French voters are heading to the polling stations for the second turn of the parliamentary election on Sunday.
After the strong performance of the far-right National Rally at the first turn on June 30, many of the weaker candidates on the left and centre blocs have agreed to withdraw from the race to avoid splitting the vote and to boost their chance of staving off the rise of Marine Le Pen‘s party.
Among the outgoing MPs who pulled out from the July 7 run-off are Bruno Millienne, the outgoing Democratic Movement MP for Yvelines, who claimed Mr Macron is detrimental to the centre-left campaign.
He said in an interview: “Yes, I told the Élysée, he is hated on the ground. And we’re paying dearly for this detestation and it’s unfair.”
Mr Macron has also been quietly removed from election material including leaflets to boost the chances of the centre-left, it has been claimed.
An unnamed minister told French news outlet Le Parisien that canvassers door-knocking ahead of the European elections last month found many voters reacted negatively to the president’s face on campaign literature.
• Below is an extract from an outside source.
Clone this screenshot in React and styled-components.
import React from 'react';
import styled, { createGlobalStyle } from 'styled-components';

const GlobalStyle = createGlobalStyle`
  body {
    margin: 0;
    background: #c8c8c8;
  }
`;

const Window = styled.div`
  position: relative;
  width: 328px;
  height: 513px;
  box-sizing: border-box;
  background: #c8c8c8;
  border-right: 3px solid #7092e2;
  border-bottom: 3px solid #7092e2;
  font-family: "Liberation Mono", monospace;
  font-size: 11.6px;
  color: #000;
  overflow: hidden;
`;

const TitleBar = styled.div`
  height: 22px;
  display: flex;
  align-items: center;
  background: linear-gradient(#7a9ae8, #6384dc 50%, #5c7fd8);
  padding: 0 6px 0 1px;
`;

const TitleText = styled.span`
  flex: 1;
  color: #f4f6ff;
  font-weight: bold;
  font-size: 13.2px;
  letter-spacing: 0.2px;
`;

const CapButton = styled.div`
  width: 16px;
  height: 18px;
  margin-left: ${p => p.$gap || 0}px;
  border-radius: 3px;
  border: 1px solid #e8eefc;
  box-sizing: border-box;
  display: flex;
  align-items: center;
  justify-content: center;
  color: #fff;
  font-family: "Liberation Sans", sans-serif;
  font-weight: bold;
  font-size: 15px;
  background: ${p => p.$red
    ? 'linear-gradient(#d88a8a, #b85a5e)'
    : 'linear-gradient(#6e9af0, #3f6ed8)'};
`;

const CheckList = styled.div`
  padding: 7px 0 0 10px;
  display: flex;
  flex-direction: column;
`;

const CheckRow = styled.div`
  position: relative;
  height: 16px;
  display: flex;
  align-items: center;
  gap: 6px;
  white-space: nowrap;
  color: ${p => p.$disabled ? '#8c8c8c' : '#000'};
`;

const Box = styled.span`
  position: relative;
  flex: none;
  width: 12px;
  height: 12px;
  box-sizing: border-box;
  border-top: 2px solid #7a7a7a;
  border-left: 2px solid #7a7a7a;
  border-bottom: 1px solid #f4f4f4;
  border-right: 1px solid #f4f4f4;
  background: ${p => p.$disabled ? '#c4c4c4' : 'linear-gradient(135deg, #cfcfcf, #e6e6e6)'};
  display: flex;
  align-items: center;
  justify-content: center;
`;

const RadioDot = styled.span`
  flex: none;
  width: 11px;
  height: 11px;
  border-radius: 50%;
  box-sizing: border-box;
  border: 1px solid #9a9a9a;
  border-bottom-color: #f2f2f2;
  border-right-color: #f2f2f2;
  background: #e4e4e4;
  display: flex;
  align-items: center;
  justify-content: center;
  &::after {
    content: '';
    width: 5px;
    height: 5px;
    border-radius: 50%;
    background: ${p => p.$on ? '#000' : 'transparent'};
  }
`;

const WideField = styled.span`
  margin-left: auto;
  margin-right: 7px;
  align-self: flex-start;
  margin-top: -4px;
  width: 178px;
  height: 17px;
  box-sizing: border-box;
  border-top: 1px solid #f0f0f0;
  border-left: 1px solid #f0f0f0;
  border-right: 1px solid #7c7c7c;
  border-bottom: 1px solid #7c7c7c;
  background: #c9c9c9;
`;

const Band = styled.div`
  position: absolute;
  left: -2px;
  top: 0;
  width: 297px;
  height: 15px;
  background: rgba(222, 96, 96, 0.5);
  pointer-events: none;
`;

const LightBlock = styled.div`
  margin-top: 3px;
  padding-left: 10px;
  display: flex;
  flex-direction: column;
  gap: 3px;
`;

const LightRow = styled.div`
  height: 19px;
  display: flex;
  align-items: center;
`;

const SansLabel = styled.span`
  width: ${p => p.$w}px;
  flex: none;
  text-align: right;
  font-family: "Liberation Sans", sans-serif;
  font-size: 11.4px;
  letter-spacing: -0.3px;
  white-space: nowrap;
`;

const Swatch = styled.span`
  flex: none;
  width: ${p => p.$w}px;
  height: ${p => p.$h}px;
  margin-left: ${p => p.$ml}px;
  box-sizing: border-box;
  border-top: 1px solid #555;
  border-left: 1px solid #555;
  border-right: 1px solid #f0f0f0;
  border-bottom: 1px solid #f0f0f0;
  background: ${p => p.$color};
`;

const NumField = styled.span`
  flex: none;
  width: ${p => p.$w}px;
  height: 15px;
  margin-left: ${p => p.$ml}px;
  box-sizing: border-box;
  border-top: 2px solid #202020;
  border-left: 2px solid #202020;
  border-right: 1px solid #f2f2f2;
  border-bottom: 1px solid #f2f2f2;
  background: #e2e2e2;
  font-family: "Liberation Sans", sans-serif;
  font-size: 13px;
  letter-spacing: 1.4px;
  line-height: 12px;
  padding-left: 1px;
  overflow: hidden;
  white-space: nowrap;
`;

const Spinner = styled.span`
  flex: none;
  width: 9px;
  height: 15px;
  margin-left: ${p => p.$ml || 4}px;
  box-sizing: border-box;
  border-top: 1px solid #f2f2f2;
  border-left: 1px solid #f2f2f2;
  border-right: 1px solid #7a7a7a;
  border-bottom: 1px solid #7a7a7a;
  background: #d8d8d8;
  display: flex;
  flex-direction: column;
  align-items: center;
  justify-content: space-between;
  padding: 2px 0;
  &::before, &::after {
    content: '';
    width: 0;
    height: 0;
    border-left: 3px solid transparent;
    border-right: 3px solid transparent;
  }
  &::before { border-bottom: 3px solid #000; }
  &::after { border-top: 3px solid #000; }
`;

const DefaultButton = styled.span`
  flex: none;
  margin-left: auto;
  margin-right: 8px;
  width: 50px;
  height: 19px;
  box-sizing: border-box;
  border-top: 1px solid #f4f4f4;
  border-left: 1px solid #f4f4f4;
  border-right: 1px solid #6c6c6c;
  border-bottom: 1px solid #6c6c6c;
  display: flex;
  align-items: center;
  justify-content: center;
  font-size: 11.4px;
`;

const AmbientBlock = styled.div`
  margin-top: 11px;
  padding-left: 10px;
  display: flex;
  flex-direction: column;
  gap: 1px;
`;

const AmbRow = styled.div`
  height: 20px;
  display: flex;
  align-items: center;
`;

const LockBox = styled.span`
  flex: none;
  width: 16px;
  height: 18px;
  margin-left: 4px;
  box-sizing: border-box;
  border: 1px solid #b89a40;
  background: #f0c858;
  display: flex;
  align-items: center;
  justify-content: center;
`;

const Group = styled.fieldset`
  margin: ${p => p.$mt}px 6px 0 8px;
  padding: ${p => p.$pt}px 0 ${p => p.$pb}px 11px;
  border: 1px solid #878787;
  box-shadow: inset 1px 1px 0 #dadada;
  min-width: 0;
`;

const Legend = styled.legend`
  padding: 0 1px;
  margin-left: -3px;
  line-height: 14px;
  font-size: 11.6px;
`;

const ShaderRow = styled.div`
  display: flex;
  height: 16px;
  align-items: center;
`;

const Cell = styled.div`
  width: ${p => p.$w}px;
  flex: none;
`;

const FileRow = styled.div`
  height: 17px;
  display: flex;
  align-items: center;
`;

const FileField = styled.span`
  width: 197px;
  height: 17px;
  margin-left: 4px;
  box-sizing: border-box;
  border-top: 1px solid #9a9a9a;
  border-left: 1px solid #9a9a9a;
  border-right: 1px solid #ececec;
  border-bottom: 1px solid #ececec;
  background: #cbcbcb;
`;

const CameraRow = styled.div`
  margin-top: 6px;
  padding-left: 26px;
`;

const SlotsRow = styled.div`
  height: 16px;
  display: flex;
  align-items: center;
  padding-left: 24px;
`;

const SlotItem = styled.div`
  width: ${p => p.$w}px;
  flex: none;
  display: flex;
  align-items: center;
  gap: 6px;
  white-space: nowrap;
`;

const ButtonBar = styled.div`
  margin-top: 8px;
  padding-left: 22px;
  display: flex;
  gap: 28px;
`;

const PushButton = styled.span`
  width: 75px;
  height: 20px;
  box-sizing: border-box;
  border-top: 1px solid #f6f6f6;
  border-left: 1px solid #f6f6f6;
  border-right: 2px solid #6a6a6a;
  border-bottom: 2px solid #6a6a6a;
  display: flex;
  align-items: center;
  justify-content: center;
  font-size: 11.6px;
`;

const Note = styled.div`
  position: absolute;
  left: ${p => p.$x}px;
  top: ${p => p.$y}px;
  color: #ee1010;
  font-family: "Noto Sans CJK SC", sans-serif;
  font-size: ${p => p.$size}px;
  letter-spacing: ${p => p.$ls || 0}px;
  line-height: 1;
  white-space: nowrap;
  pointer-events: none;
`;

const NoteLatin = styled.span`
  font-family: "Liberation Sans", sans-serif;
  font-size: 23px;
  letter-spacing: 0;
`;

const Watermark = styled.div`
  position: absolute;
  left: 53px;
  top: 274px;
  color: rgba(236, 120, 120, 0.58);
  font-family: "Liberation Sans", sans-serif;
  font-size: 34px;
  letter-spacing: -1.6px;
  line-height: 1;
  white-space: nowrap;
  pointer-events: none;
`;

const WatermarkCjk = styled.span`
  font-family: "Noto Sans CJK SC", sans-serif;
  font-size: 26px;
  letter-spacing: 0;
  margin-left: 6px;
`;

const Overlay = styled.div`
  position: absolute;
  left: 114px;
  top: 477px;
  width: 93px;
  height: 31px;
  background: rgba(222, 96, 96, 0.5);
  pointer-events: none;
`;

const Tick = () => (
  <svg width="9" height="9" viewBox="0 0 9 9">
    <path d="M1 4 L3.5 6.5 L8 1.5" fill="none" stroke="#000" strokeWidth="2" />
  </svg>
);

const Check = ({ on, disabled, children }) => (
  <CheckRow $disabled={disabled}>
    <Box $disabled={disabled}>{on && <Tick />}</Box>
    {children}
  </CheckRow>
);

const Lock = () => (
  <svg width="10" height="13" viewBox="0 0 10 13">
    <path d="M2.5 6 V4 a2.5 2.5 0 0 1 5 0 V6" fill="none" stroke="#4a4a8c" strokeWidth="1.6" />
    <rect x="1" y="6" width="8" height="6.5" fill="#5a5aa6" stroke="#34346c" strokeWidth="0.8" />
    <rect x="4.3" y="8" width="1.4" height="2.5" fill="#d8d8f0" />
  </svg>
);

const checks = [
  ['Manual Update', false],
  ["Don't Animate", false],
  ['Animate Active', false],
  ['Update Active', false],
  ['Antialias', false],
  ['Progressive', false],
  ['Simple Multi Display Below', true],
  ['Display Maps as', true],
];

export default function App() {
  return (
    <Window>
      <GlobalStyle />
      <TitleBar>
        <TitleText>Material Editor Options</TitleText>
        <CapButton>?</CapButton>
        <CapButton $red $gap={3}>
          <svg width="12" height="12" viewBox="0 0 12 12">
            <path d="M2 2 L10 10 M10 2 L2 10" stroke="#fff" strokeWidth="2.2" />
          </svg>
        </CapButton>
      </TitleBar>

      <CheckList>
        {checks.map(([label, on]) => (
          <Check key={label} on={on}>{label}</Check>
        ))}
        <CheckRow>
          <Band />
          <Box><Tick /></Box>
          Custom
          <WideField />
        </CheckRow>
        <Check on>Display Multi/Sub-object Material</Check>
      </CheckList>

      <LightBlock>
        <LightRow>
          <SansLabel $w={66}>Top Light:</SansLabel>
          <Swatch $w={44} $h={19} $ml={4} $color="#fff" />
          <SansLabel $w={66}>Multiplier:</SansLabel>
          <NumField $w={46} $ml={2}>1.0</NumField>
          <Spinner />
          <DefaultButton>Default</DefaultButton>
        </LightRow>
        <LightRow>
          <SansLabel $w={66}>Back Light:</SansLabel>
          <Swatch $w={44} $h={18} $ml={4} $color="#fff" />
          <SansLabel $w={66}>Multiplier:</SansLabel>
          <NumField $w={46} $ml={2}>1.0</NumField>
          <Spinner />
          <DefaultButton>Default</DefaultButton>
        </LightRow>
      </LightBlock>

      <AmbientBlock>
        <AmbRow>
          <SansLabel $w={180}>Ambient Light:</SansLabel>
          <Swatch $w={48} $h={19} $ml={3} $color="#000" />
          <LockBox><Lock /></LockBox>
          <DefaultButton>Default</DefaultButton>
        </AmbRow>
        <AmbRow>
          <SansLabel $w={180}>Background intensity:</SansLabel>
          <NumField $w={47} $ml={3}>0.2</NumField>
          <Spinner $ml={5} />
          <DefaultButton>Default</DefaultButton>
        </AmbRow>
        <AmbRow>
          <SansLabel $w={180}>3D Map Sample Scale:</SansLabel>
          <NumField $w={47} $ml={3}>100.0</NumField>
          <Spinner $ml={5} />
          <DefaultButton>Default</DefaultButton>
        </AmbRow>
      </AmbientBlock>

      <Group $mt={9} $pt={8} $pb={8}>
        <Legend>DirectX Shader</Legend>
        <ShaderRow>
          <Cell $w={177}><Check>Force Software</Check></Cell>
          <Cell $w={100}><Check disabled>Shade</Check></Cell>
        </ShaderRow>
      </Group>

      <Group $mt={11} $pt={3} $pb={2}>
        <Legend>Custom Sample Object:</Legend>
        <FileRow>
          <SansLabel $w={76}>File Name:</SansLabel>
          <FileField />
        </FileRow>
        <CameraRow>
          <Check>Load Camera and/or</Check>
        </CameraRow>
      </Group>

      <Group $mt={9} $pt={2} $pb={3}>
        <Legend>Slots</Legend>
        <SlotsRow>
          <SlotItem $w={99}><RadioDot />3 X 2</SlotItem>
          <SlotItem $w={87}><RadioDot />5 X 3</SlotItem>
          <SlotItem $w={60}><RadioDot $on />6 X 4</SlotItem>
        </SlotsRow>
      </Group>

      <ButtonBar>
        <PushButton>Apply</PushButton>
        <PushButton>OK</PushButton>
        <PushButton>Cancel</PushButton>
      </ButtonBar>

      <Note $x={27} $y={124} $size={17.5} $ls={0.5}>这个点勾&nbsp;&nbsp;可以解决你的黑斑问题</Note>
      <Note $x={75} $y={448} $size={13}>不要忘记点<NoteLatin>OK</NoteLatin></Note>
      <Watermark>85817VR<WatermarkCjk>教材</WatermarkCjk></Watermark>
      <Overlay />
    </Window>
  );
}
Christophe Béchu, minister of ecological transition, publicly admitted Mr Macron had grown tiresome for some, although stressing in an interview with TF1 that this “wear and tear” is common to “all presidents of the Fifth Republic”.
In lieu of Mr Macron, the centrist coalition has made Gabriel Attal, France’s Prime Minister, the face of its campaign.
The anti-immigration, hard-right National Front surged to 34 percent while the leftist coalition New Popular Front gained 28.1 percent during the first turn, according to exit polls. The Together coalition representing Mr Macron’s party came in third with 20.3 percent.
Mr Macron surprisingly called a snap parliamentary elections in the wake of the crushing victory by Ms Le Pen’s party at the European elections in early June, a political gamble criticised by many as it risks handing a huge majority to the far-right.